Priority-driven reinforcement learning for multi-aircraft trajectory optimisation under dynamic weather hazards

Abstract

Reinforcement Learning (RL) has emerged as a state-of-the-art technique for addressing challenges in air traffic control, and weather hazards and flight procedures can contribute to information biases when applying RL to real-world scenarios. This research focuses on the 3D Multi-Aircraft Trajectory Optimisation (3D-MATO) problem under dynamic weather hazards within the Terminal Manoeuvring Area and addresses the aforementioned concerns. We propose an integrated RL-based algorithm incorporating weather avoidance and quick conflict resolution.
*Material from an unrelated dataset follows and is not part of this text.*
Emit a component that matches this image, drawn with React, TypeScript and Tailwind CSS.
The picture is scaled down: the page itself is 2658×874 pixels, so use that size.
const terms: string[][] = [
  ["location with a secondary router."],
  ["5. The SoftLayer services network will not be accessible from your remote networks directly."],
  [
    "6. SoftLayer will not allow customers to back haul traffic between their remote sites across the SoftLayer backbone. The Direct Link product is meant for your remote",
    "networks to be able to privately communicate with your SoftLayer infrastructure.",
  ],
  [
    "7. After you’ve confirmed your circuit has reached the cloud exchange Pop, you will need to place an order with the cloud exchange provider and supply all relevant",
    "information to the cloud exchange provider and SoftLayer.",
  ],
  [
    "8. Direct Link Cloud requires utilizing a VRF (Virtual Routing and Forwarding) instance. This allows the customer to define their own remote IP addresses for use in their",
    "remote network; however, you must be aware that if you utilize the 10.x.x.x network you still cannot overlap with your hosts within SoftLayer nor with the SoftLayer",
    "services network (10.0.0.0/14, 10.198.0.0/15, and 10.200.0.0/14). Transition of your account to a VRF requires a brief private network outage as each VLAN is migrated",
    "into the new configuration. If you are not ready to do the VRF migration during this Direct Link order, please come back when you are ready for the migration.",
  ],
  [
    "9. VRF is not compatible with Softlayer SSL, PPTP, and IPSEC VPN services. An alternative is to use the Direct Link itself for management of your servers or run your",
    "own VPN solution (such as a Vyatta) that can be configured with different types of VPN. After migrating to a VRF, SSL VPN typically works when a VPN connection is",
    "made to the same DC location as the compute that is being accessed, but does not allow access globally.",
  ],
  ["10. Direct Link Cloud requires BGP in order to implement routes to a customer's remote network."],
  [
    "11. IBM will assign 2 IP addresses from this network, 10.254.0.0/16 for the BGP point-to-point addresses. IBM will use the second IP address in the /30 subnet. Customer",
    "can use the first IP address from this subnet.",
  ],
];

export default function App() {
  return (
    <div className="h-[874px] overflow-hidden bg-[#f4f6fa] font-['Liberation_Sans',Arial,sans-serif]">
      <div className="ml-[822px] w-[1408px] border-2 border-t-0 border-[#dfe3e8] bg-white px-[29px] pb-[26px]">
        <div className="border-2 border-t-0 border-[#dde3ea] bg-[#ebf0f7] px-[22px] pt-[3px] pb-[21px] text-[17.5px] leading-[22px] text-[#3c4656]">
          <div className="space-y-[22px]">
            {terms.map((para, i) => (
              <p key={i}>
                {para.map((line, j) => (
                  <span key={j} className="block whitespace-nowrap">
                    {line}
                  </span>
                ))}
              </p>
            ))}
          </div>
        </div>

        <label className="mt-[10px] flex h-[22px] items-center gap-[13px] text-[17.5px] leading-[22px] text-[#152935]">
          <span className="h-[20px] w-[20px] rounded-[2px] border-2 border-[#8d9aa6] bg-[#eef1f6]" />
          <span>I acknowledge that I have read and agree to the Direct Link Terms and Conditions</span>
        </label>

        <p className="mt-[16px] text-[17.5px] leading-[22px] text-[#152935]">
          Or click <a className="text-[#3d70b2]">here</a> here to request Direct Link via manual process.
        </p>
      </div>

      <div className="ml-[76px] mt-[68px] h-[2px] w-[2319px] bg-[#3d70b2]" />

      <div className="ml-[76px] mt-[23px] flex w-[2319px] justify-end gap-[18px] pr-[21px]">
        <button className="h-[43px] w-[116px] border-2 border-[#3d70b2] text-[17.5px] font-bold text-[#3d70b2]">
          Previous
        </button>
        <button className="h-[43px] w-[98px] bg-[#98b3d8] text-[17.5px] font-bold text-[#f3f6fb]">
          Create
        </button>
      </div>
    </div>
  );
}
Given observed weather radar in Flight Information Regions (FIRs), we introduce the Dynamic Fast Marching Method (DFMM) algorithm to reroute flight paths at smaller time intervals, ensuring safer navigation around hazardous regions. To enhance decision-making quality, we develop a Quickest Priority-based Conflict Resolution (QPCR) strategy, which optimises approach sequences and refines available action choices. The RL agent is trained using a Deep Deterministic Policy Gradient (DDPG) framework, and further enhanced with a self-attention mechanism. A numerical study modelled the real-world approach procedures at Hong Kong International Airport involving varying numbers of approach aircraft under dynamic weather hazards. Results demonstrate the high efficiency and effectiveness of the proposed algorithm under traffic mix and weather conditions, highlighting the contributions of its key strategies and individual components.